Dataset rows:
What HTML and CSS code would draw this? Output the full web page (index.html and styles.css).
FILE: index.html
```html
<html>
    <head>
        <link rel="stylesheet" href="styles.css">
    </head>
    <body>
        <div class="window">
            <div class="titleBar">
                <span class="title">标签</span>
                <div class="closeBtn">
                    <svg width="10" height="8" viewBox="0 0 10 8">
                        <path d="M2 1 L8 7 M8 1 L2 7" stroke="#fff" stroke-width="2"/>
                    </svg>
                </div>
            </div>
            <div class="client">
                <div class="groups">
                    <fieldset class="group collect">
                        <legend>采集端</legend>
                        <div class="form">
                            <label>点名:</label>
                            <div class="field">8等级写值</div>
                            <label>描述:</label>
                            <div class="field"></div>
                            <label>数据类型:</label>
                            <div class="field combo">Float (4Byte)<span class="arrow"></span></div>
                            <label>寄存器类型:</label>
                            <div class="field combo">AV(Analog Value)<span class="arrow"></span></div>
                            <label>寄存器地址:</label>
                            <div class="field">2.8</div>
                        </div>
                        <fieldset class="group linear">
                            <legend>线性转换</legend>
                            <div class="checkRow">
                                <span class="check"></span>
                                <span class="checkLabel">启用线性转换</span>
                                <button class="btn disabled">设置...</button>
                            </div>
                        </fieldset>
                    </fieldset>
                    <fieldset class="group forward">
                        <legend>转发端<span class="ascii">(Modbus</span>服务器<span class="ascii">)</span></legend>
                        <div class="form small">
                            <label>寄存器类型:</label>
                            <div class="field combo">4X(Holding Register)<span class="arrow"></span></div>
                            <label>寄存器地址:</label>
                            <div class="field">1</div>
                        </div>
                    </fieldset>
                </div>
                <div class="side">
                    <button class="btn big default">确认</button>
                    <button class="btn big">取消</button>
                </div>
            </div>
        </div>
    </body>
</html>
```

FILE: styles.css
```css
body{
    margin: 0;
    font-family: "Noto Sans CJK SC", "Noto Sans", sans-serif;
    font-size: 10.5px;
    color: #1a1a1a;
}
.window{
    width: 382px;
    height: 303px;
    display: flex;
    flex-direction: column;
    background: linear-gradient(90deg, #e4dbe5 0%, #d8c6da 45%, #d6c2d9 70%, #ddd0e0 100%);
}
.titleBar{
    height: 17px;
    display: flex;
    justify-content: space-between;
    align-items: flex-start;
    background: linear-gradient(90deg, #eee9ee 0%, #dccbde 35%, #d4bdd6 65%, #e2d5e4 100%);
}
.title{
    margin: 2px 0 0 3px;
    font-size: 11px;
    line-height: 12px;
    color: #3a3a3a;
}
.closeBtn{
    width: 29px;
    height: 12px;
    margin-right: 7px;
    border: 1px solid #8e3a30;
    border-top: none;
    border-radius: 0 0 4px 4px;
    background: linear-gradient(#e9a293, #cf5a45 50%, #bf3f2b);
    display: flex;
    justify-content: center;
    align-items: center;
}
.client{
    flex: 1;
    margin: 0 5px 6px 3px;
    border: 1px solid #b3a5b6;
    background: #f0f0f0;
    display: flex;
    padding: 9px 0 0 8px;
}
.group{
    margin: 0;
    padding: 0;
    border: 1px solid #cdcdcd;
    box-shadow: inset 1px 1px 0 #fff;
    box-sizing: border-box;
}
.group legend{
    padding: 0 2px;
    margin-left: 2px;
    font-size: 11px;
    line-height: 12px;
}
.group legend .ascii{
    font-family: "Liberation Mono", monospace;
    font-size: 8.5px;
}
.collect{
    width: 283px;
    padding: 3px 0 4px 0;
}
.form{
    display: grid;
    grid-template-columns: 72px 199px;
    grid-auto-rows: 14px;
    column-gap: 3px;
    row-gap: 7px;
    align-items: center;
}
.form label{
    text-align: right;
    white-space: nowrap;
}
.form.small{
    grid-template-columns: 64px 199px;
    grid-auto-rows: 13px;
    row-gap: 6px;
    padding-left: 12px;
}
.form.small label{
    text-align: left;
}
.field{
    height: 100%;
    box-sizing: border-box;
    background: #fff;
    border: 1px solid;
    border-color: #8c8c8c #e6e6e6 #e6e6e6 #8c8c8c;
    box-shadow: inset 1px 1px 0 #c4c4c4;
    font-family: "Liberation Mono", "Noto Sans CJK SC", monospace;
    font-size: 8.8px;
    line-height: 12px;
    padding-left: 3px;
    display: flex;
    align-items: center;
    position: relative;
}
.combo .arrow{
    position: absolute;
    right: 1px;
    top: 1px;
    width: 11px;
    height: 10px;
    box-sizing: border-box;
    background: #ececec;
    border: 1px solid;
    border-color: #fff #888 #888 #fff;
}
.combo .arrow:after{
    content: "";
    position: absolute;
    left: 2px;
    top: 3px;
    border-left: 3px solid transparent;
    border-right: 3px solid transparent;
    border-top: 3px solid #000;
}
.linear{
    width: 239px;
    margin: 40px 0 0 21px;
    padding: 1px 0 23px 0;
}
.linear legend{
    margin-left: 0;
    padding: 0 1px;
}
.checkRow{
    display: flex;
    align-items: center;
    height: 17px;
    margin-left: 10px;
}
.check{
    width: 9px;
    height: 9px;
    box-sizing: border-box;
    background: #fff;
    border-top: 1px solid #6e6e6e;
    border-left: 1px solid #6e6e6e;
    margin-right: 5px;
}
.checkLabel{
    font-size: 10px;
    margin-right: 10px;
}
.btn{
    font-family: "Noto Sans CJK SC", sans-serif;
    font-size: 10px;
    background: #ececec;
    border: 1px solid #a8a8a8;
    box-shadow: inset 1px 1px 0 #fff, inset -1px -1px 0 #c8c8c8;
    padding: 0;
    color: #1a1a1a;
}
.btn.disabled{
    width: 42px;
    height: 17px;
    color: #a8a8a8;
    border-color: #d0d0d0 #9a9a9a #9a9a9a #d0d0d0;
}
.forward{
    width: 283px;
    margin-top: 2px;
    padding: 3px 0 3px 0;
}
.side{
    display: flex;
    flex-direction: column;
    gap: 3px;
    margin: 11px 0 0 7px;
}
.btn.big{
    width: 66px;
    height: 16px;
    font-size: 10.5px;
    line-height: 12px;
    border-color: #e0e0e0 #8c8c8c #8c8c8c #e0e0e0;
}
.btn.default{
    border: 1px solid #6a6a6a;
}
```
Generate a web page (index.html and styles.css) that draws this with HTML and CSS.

## SHORT EXERCISE:
Please repeat all the records above exactly as they appear.

## SOLUTION FOR THIS EXERCISE:
What HTML and CSS code would draw this? Output the full web page (index.html and styles.css).
FILE: index.html
```html
<html>
    <head>
        <link rel="stylesheet" href="styles.css">
    </head>
    <body>
        <div class="window">
            <div class="titleBar">
                <span class="title">标签</span>
                <div class="closeBtn">
                    <svg width="10" height="8" viewBox="0 0 10 8">
                        <path d="M2 1 L8 7 M8 1 L2 7" stroke="#fff" stroke-width="2"/>
                    </svg>
                </div>
            </div>
            <div class="client">
                <div class="groups">
                    <fieldset class="group collect">
                        <legend>采集端</legend>
                        <div class="form">
                            <label>点名:</label>
                            <div class="field">8等级写值</div>
                            <label>描述:</label>
                            <div class="field"></div>
                            <label>数据类型:</label>
                            <div class="field combo">Float (4Byte)<span class="arrow"></span></div>
                            <label>寄存器类型:</label>
                            <div class="field combo">AV(Analog Value)<span class="arrow"></span></div>
                            <label>寄存器地址:</label>
                            <div class="field">2.8</div>
                        </div>
                        <fieldset class="group linear">
                            <legend>线性转换</legend>
                            <div class="checkRow">
                                <span class="check"></span>
                                <span class="checkLabel">启用线性转换</span>
                                <button class="btn disabled">设置...</button>
                            </div>
                        </fieldset>
                    </fieldset>
                    <fieldset class="group forward">
                        <legend>转发端<span class="ascii">(Modbus</span>服务器<span class="ascii">)</span></legend>
                        <div class="form small">
                            <label>寄存器类型:</label>
                            <div class="field combo">4X(Holding Register)<span class="arrow"></span></div>
                            <label>寄存器地址:</label>
                            <div class="field">1</div>
                        </div>
                    </fieldset>
                </div>
                <div class="side">
                    <button class="btn big default">确认</button>
                    <button class="btn big">取消</button>
                </div>
            </div>
        </div>
    </body>
</html>
```

FILE: styles.css
```css
body{
    margin: 0;
    font-family: "Noto Sans CJK SC", "Noto Sans", sans-serif;
    font-size: 10.5px;
    color: #1a1a1a;
}
.window{
    width: 382px;
    height: 303px;
    display: flex;
    flex-direction: column;
    background: linear-gradient(90deg, #e4dbe5 0%, #d8c6da 45%, #d6c2d9 70%, #ddd0e0 100%);
}
.titleBar{
    height: 17px;
    display: flex;
    justify-content: space-between;
    align-items: flex-start;
    background: linear-gradient(90deg, #eee9ee 0%, #dccbde 35%, #d4bdd6 65%, #e2d5e4 100%);
}
.title{
    margin: 2px 0 0 3px;
    font-size: 11px;
    line-height: 12px;
    color: #3a3a3a;
}
.closeBtn{
    width: 29px;
    height: 12px;
    margin-right: 7px;
    border: 1px solid #8e3a30;
    border-top: none;
    border-radius: 0 0 4px 4px;
    background: linear-gradient(#e9a293, #cf5a45 50%, #bf3f2b);
    display: flex;
    justify-content: center;
    align-items: center;
}
.client{
    flex: 1;
    margin: 0 5px 6px 3px;
    border: 1px solid #b3a5b6;
    background: #f0f0f0;
    display: flex;
    padding: 9px 0 0 8px;
}
.group{
    margin: 0;
    padding: 0;
    border: 1px solid #cdcdcd;
    box-shadow: inset 1px 1px 0 #fff;
    box-sizing: border-box;
}
.group legend{
    padding: 0 2px;
    margin-left: 2px;
    font-size: 11px;
    line-height: 12px;
}
.group legend .ascii{
    font-family: "Liberation Mono", monospace;
    font-size: 8.5px;
}
.collect{
    width: 283px;
    padding: 3px 0 4px 0;
}
.form{
    display: grid;
    grid-template-columns: 72px 199px;
    grid-auto-rows: 14px;
    column-gap: 3px;
    row-gap: 7px;
    align-items: center;
}
.form label{
    text-align: right;
    white-space: nowrap;
}
.form.small{
    grid-template-columns: 64px 199px;
    grid-auto-rows: 13px;
    row-gap: 6px;
    padding-left: 12px;
}
.form.small label{
    text-align: left;
}
.field{
    height: 100%;
    box-sizing: border-box;
    background: #fff;
    border: 1px solid;
    border-color: #8c8c8c #e6e6e6 #e6e6e6 #8c8c8c;
    box-shadow: inset 1px 1px 0 #c4c4c4;
    font-family: "Liberation Mono", "Noto Sans CJK SC", monospace;
    font-size: 8.8px;
    line-height: 12px;
    padding-left: 3px;
    display: flex;
    align-items: center;
    position: relative;
}
.combo .arrow{
    position: absolute;
    right: 1px;
    top: 1px;
    width: 11px;
    height: 10px;
    box-sizing: border-box;
    background: #ececec;
    border: 1px solid;
    border-color: #fff #888 #888 #fff;
}
.combo .arrow:after{
    content: "";
    position: absolute;
    left: 2px;
    top: 3px;
    border-left: 3px solid transparent;
    border-right: 3px solid transparent;
    border-top: 3px solid #000;
}
.linear{
    width: 239px;
    margin: 40px 0 0 21px;
    padding: 1px 0 23px 0;
}
.linear legend{
    margin-left: 0;
    padding: 0 1px;
}
.checkRow{
    display: flex;
    align-items: center;
    height: 17px;
    margin-left: 10px;
}
.check{
    width: 9px;
    height: 9px;
    box-sizing: border-box;
    background: #fff;
    border-top: 1px solid #6e6e6e;
    border-left: 1px solid #6e6e6e;
    margin-right: 5px;
}
.checkLabel{
    font-size: 10px;
    margin-right: 10px;
}
.btn{
    font-family: "Noto Sans CJK SC", sans-serif;
    font-size: 10px;
    background: #ececec;
    border: 1px solid #a8a8a8;
    box-shadow: inset 1px 1px 0 #fff, inset -1px -1px 0 #c8c8c8;
    padding: 0;
    color: #1a1a1a;
}
.btn.disabled{
    width: 42px;
    height: 17px;
    color: #a8a8a8;
    border-color: #d0d0d0 #9a9a9a #9a9a9a #d0d0d0;
}
.forward{
    width: 283px;
    margin-top: 2px;
    padding: 3px 0 3px 0;
}
.side{
    display: flex;
    flex-direction: column;
    gap: 3px;
    margin: 11px 0 0 7px;
}
.btn.big{
    width: 66px;
    height: 16px;
    font-size: 10.5px;
    line-height: 12px;
    border-color: #e0e0e0 #8c8c8c #8c8c8c #e0e0e0;
}
.btn.default{
    border: 1px solid #6a6a6a;
}
```
Generate a web page (index.html and styles.css) that draws this with HTML and CSS.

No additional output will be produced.